--- TASK REQUIREMENTS ---
Lines containing the string "styles" are to be counted; report the total by itself.

--- RECORDED DATA ---
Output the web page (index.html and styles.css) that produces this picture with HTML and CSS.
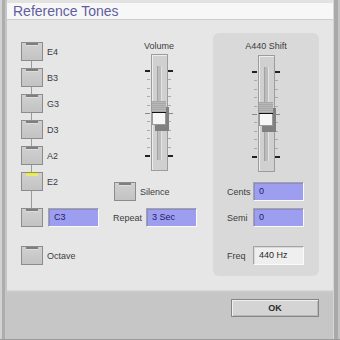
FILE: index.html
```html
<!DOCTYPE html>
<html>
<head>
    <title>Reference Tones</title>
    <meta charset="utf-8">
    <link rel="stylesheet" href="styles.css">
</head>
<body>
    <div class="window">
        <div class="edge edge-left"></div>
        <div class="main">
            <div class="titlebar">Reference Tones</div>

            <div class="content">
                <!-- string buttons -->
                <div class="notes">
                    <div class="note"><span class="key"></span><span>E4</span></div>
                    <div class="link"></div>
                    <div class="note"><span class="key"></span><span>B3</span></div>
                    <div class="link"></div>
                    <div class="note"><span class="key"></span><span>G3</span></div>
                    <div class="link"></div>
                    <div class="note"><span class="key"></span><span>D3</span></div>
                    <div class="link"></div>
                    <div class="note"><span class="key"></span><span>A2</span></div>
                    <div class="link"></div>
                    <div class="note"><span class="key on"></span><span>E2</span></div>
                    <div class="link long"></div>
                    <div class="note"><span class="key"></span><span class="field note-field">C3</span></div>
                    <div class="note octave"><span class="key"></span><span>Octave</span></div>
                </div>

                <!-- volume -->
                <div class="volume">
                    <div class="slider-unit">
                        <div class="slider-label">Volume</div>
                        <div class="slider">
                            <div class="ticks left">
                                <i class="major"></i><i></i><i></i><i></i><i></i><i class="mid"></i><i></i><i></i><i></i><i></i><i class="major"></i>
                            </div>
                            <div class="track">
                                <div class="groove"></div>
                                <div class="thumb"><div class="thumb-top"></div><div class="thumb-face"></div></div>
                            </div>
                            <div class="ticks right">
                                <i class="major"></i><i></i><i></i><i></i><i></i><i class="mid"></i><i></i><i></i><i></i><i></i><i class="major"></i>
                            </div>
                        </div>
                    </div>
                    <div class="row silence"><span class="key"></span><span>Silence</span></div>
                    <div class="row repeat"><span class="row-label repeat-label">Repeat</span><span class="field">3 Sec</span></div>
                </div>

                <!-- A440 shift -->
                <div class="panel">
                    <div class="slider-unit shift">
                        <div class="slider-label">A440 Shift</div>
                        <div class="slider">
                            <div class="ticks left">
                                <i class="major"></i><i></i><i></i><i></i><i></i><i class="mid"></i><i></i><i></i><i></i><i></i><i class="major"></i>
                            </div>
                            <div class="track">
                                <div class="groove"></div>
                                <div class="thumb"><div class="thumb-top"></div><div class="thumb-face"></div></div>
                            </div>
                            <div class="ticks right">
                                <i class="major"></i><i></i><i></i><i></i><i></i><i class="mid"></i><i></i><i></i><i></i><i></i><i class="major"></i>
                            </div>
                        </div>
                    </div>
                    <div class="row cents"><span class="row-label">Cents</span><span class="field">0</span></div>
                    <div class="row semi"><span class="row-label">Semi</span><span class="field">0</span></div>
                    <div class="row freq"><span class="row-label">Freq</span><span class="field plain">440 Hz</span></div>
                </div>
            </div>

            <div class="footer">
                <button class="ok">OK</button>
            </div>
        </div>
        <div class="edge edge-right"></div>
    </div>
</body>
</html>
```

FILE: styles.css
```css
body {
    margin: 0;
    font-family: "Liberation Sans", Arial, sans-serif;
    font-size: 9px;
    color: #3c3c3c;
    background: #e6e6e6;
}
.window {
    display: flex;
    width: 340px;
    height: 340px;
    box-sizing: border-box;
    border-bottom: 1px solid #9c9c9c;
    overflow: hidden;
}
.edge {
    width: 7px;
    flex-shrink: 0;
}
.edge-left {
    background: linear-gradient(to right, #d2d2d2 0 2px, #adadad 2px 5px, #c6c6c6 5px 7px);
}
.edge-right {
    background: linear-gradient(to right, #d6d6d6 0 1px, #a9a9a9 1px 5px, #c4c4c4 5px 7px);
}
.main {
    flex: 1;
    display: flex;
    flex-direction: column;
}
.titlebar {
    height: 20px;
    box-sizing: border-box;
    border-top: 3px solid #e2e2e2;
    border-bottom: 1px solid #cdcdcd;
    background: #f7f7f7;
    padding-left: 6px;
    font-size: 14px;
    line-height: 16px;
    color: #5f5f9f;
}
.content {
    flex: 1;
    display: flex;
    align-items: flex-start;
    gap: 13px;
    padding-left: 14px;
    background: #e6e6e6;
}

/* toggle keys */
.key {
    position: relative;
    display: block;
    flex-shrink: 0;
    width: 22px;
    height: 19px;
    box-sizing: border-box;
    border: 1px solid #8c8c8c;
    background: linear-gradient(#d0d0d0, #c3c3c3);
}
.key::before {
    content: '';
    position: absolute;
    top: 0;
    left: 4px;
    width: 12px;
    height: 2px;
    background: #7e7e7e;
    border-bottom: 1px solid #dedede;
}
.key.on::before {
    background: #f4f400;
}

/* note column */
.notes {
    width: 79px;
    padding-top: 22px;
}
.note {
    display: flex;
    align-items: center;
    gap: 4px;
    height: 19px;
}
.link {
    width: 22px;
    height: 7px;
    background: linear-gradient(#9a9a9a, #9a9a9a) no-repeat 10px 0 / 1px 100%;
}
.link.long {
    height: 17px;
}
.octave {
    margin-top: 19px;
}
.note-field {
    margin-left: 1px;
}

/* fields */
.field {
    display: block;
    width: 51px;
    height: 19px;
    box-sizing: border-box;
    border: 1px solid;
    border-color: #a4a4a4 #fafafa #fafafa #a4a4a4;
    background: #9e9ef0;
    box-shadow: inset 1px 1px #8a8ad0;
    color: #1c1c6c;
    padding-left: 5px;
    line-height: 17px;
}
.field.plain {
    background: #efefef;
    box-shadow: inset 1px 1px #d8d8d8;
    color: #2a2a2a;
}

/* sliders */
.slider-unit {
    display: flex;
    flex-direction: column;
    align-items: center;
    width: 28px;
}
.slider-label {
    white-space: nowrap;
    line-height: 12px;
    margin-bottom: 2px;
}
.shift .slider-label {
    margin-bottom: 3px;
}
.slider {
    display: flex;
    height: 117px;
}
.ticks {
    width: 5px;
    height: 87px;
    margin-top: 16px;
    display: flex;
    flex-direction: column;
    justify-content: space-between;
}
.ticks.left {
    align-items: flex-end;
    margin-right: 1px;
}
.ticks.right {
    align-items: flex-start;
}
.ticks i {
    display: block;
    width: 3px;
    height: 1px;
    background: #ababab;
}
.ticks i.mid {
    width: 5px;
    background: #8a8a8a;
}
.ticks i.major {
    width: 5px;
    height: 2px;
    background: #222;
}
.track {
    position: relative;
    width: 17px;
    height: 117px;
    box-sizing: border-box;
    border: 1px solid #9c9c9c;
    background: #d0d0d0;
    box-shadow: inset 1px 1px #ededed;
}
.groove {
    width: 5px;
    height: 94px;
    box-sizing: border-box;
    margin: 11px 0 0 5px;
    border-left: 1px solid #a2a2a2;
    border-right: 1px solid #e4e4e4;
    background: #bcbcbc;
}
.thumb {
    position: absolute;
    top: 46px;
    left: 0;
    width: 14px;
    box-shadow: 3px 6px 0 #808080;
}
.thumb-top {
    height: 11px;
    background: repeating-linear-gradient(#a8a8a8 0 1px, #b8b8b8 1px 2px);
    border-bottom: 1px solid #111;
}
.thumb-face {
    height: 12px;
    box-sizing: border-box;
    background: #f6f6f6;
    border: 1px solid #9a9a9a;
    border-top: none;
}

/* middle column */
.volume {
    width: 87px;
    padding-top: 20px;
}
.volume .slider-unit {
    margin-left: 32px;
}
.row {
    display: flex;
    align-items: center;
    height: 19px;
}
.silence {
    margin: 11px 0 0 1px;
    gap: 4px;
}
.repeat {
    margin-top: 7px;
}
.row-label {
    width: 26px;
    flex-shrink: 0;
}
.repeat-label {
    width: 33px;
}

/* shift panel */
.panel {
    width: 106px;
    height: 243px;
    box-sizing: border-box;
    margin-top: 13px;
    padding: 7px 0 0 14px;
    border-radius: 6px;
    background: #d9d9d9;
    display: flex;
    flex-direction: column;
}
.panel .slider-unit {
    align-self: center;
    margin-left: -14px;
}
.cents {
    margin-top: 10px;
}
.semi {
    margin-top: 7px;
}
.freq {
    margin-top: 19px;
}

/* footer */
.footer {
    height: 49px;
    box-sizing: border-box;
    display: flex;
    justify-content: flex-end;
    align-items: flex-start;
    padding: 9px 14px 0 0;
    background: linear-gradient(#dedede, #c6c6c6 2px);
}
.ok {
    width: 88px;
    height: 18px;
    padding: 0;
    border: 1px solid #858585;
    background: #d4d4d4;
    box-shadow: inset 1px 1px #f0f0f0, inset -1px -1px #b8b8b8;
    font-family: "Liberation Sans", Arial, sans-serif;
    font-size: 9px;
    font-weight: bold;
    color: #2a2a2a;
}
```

--- FINISHED EXERCISE ---
3